INFORMATION SUPPLIED:
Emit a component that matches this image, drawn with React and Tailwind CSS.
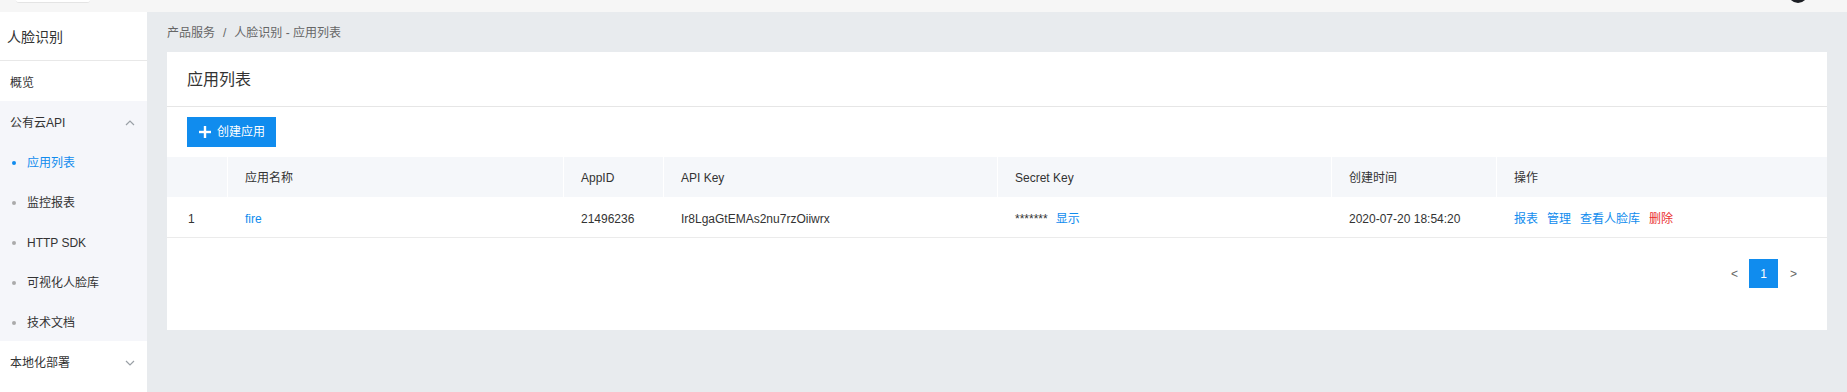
import React from "react";

const font = { fontFamily: '"Liberation Sans", "Noto Sans CJK SC", Arial, sans-serif' };

function Chevron({ up }) {
  return (
    <svg width="12" height="12" viewBox="0 0 12 12" fill="none" stroke="#9aa0a6" strokeWidth="1.2">
      {up ? <path d="M2 8 L6 4 L10 8" /> : <path d="M2 4 L6 8 L10 4" />}
    </svg>
  );
}

function SubItem({ label, active }) {
  return (
    <div className="flex items-center h-10 pl-[12px] pt-[4px]">
      <span className={`w-[4px] h-[4px] rounded-full ${active ? "bg-[#108cee]" : "bg-[#aaa]"}`} />
      <span className={`ml-[11px] text-[12px] ${active ? "text-[#108cee]" : "text-[#333]"}`}>{label}</span>
    </div>
  );
}

const cols = [
  { w: "w-[60px]", pl: "pl-[21px]" },
  { w: "w-[336px]", pl: "pl-[17px]" },
  { w: "w-[100px]", pl: "pl-[17px]" },
  { w: "w-[334px]", pl: "pl-[17px]" },
  { w: "w-[334px]", pl: "pl-[17px]" },
  { w: "w-[165px]", pl: "pl-[17px]" },
  { w: "flex-1", pl: "pl-[17px]" },
];

export default function App() {
  return (
    <div className="w-[1847px] h-[392px] overflow-hidden flex flex-col bg-[#e8ebee]" style={font}>
      {/* top bar */}
      <div className="h-[12px] shrink-0 bg-[#f6f6f6] flex items-end justify-between overflow-hidden">
        <div className="ml-[16px] mb-[9px] w-[74px] h-[10px] rounded-[3px] bg-white border-b border-[#e4e4e4]" />
        <div className="mr-[39px] mb-[9px] w-[20px] h-[20px] rounded-full bg-[#1c1f24] shrink-0" />
      </div>
      <div className="flex flex-1 min-h-0">
        {/* sidebar */}
        <div className="w-[147px] shrink-0 bg-white flex flex-col">
          <div className="h-[49px] flex items-center pl-[7px] pt-[2px] border-b border-[#e8e8e8] text-[14px] text-[#333]">人脸识别</div>
          <div className="h-[40px] flex items-center pl-[10px] pt-[3px] text-[12px] text-[#333]">概览</div>
          <div className="bg-[#f5f6fa] flex flex-col">
            <div className="h-[40px] flex items-center justify-between pl-[10px] pr-[11px] pt-[3px] text-[12px] text-[#333]">
              <span>公有云API</span>
              <Chevron up />
            </div>
            <SubItem label="应用列表" active />
            <SubItem label="监控报表" />
            <SubItem label="HTTP SDK" />
            <SubItem label="可视化人脸库" />
            <SubItem label="技术文档" />
          </div>
          <div className="h-[40px] flex items-center justify-between pl-[10px] pr-[11px] pt-[3px] text-[12px] text-[#333]">
            <span>本地化部署</span>
            <Chevron />
          </div>
        </div>
        {/* main */}
        <div className="flex-1 flex flex-col px-[20px]">
          <div className="h-[40px] flex items-center pt-[1px] text-[12px] text-[#666]">
            产品服务<span className="mx-[8px]">/</span>人脸识别 - 应用列表
          </div>
          <div className="bg-white h-[278px] flex flex-col">
            <div className="h-[55px] flex items-center pl-[20px] pt-[2px] border-b border-[#e6e6e6] text-[16px] text-[#333]">应用列表</div>
            <div className="h-[50px] flex items-center pl-[20px]">
              <button className="h-[30px] pl-[12px] pr-[11px] bg-[#108cee] text-white text-[12px] flex items-center gap-[6px]">
                <svg width="12" height="12" viewBox="0 0 12 12">
                  <rect x="4.8" y="0" width="2.4" height="12" fill="white" />
                  <rect x="0" y="4.8" width="12" height="2.4" fill="white" />
                </svg>
                创建应用
              </button>
            </div>
            {/* table header */}
            <div className="h-[40px] flex bg-[#f5f7fa] text-[12px] text-[#333]">
              {["", "应用名称", "AppID", "API Key", "Secret Key", "创建时间", "操作"].map((t, i) => (
                <div key={i} className={`${cols[i].w} ${cols[i].pl} shrink-0 flex items-center pt-[2px] ${i > 0 ? "border-l border-white" : ""}`}>
                  {t}
                </div>
              ))}
            </div>
            {/* row */}
            <div className="h-[41px] flex border-b border-[#ebebeb] text-[12px] text-[#333] pt-[3px]">
              <div className={`${cols[0].w} ${cols[0].pl} shrink-0 flex items-center`}>1</div>
              <div className={`${cols[1].w} ${cols[1].pl} shrink-0 flex items-center border-l border-transparent text-[#108cee]`}>fire</div>
              <div className={`${cols[2].w} ${cols[2].pl} shrink-0 flex items-center border-l border-transparent`}>21496236</div>
              <div className={`${cols[3].w} ${cols[3].pl} shrink-0 flex items-center border-l border-transparent`}>Ir8LgaGtEMAs2nu7rzOiiwrx</div>
              <div className={`${cols[4].w} ${cols[4].pl} shrink-0 flex items-center border-l border-transparent`}>
                <span>*******</span>
                <span className="ml-[8px] text-[#108cee]">显示</span>
              </div>
              <div className={`${cols[5].w} ${cols[5].pl} shrink-0 flex items-center border-l border-transparent`}>2020-07-20 18:54:20</div>
              <div className={`${cols[6].w} ${cols[6].pl} flex items-center gap-[9px] border-l border-transparent`}>
                <span className="text-[#108cee]">报表</span>
                <span className="text-[#108cee]">管理</span>
                <span className="text-[#108cee]">查看人脸库</span>
                <span className="text-[#ea2e2e]">删除</span>
              </div>
            </div>
            {/* pagination */}
            <div className="flex justify-end items-center pt-[21px] pr-[30px] text-[12px]">
              <span className="text-[#666] mr-[11px]">&lt;</span>
              <span className="w-[29px] h-[29px] bg-[#108cee] text-white flex items-center justify-center">1</span>
              <span className="text-[#666] ml-[12px]">&gt;</span>
            </div>
          </div>
        </div>
      </div>
    </div>
  );
}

EXERCISE INSTRUCTIONS:
Omit each picture, then return all of the listing exactly as it stands.

WRITTEN RESPONSE:
Emit a component that matches this image, drawn with React and Tailwind CSS.
import React from "react";

const font = { fontFamily: '"Liberation Sans", "Noto Sans CJK SC", Arial, sans-serif' };

function Chevron({ up }) {
  return (
    <svg width="12" height="12" viewBox="0 0 12 12" fill="none" stroke="#9aa0a6" strokeWidth="1.2">
      {up ? <path d="M2 8 L6 4 L10 8" /> : <path d="M2 4 L6 8 L10 4" />}
    </svg>
  );
}

function SubItem({ label, active }) {
  return (
    <div className="flex items-center h-10 pl-[12px] pt-[4px]">
      <span className={`w-[4px] h-[4px] rounded-full ${active ? "bg-[#108cee]" : "bg-[#aaa]"}`} />
      <span className={`ml-[11px] text-[12px] ${active ? "text-[#108cee]" : "text-[#333]"}`}>{label}</span>
    </div>
  );
}

const cols = [
  { w: "w-[60px]", pl: "pl-[21px]" },
  { w: "w-[336px]", pl: "pl-[17px]" },
  { w: "w-[100px]", pl: "pl-[17px]" },
  { w: "w-[334px]", pl: "pl-[17px]" },
  { w: "w-[334px]", pl: "pl-[17px]" },
  { w: "w-[165px]", pl: "pl-[17px]" },
  { w: "flex-1", pl: "pl-[17px]" },
];

export default function App() {
  return (
    <div className="w-[1847px] h-[392px] overflow-hidden flex flex-col bg-[#e8ebee]" style={font}>
      {/* top bar */}
      <div className="h-[12px] shrink-0 bg-[#f6f6f6] flex items-end justify-between overflow-hidden">
        <div className="ml-[16px] mb-[9px] w-[74px] h-[10px] rounded-[3px] bg-white border-b border-[#e4e4e4]" />
        <div className="mr-[39px] mb-[9px] w-[20px] h-[20px] rounded-full bg-[#1c1f24] shrink-0" />
      </div>
      <div className="flex flex-1 min-h-0">
        {/* sidebar */}
        <div className="w-[147px] shrink-0 bg-white flex flex-col">
          <div className="h-[49px] flex items-center pl-[7px] pt-[2px] border-b border-[#e8e8e8] text-[14px] text-[#333]">人脸识别</div>
          <div className="h-[40px] flex items-center pl-[10px] pt-[3px] text-[12px] text-[#333]">概览</div>
          <div className="bg-[#f5f6fa] flex flex-col">
            <div className="h-[40px] flex items-center justify-between pl-[10px] pr-[11px] pt-[3px] text-[12px] text-[#333]">
              <span>公有云API</span>
              <Chevron up />
            </div>
            <SubItem label="应用列表" active />
            <SubItem label="监控报表" />
            <SubItem label="HTTP SDK" />
            <SubItem label="可视化人脸库" />
            <SubItem label="技术文档" />
          </div>
          <div className="h-[40px] flex items-center justify-between pl-[10px] pr-[11px] pt-[3px] text-[12px] text-[#333]">
            <span>本地化部署</span>
            <Chevron />
          </div>
        </div>
        {/* main */}
        <div className="flex-1 flex flex-col px-[20px]">
          <div className="h-[40px] flex items-center pt-[1px] text-[12px] text-[#666]">
            产品服务<span className="mx-[8px]">/</span>人脸识别 - 应用列表
          </div>
          <div className="bg-white h-[278px] flex flex-col">
            <div className="h-[55px] flex items-center pl-[20px] pt-[2px] border-b border-[#e6e6e6] text-[16px] text-[#333]">应用列表</div>
            <div className="h-[50px] flex items-center pl-[20px]">
              <button className="h-[30px] pl-[12px] pr-[11px] bg-[#108cee] text-white text-[12px] flex items-center gap-[6px]">
                <svg width="12" height="12" viewBox="0 0 12 12">
                  <rect x="4.8" y="0" width="2.4" height="12" fill="white" />
                  <rect x="0" y="4.8" width="12" height="2.4" fill="white" />
                </svg>
                创建应用
              </button>
            </div>
            {/* table header */}
            <div className="h-[40px] flex bg-[#f5f7fa] text-[12px] text-[#333]">
              {["", "应用名称", "AppID", "API Key", "Secret Key", "创建时间", "操作"].map((t, i) => (
                <div key={i} className={`${cols[i].w} ${cols[i].pl} shrink-0 flex items-center pt-[2px] ${i > 0 ? "border-l border-white" : ""}`}>
                  {t}
                </div>
              ))}
            </div>
            {/* row */}
            <div className="h-[41px] flex border-b border-[#ebebeb] text-[12px] text-[#333] pt-[3px]">
              <div className={`${cols[0].w} ${cols[0].pl} shrink-0 flex items-center`}>1</div>
              <div className={`${cols[1].w} ${cols[1].pl} shrink-0 flex items-center border-l border-transparent text-[#108cee]`}>fire</div>
              <div className={`${cols[2].w} ${cols[2].pl} shrink-0 flex items-center border-l border-transparent`}>21496236</div>
              <div className={`${cols[3].w} ${cols[3].pl} shrink-0 flex items-center border-l border-transparent`}>Ir8LgaGtEMAs2nu7rzOiiwrx</div>
              <div className={`${cols[4].w} ${cols[4].pl} shrink-0 flex items-center border-l border-transparent`}>
                <span>*******</span>
                <span className="ml-[8px] text-[#108cee]">显示</span>
              </div>
              <div className={`${cols[5].w} ${cols[5].pl} shrink-0 flex items-center border-l border-transparent`}>2020-07-20 18:54:20</div>
              <div className={`${cols[6].w} ${cols[6].pl} flex items-center gap-[9px] border-l border-transparent`}>
                <span className="text-[#108cee]">报表</span>
                <span className="text-[#108cee]">管理</span>
                <span className="text-[#108cee]">查看人脸库</span>
                <span className="text-[#ea2e2e]">删除</span>
              </div>
            </div>
            {/* pagination */}
            <div className="flex justify-end items-center pt-[21px] pr-[30px] text-[12px]">
              <span className="text-[#666] mr-[11px]">&lt;</span>
              <span className="w-[29px] h-[29px] bg-[#108cee] text-white flex items-center justify-center">1</span>
              <span className="text-[#666] ml-[12px]">&gt;</span>
            </div>
          </div>
        </div>
      </div>
    </div>
  );
}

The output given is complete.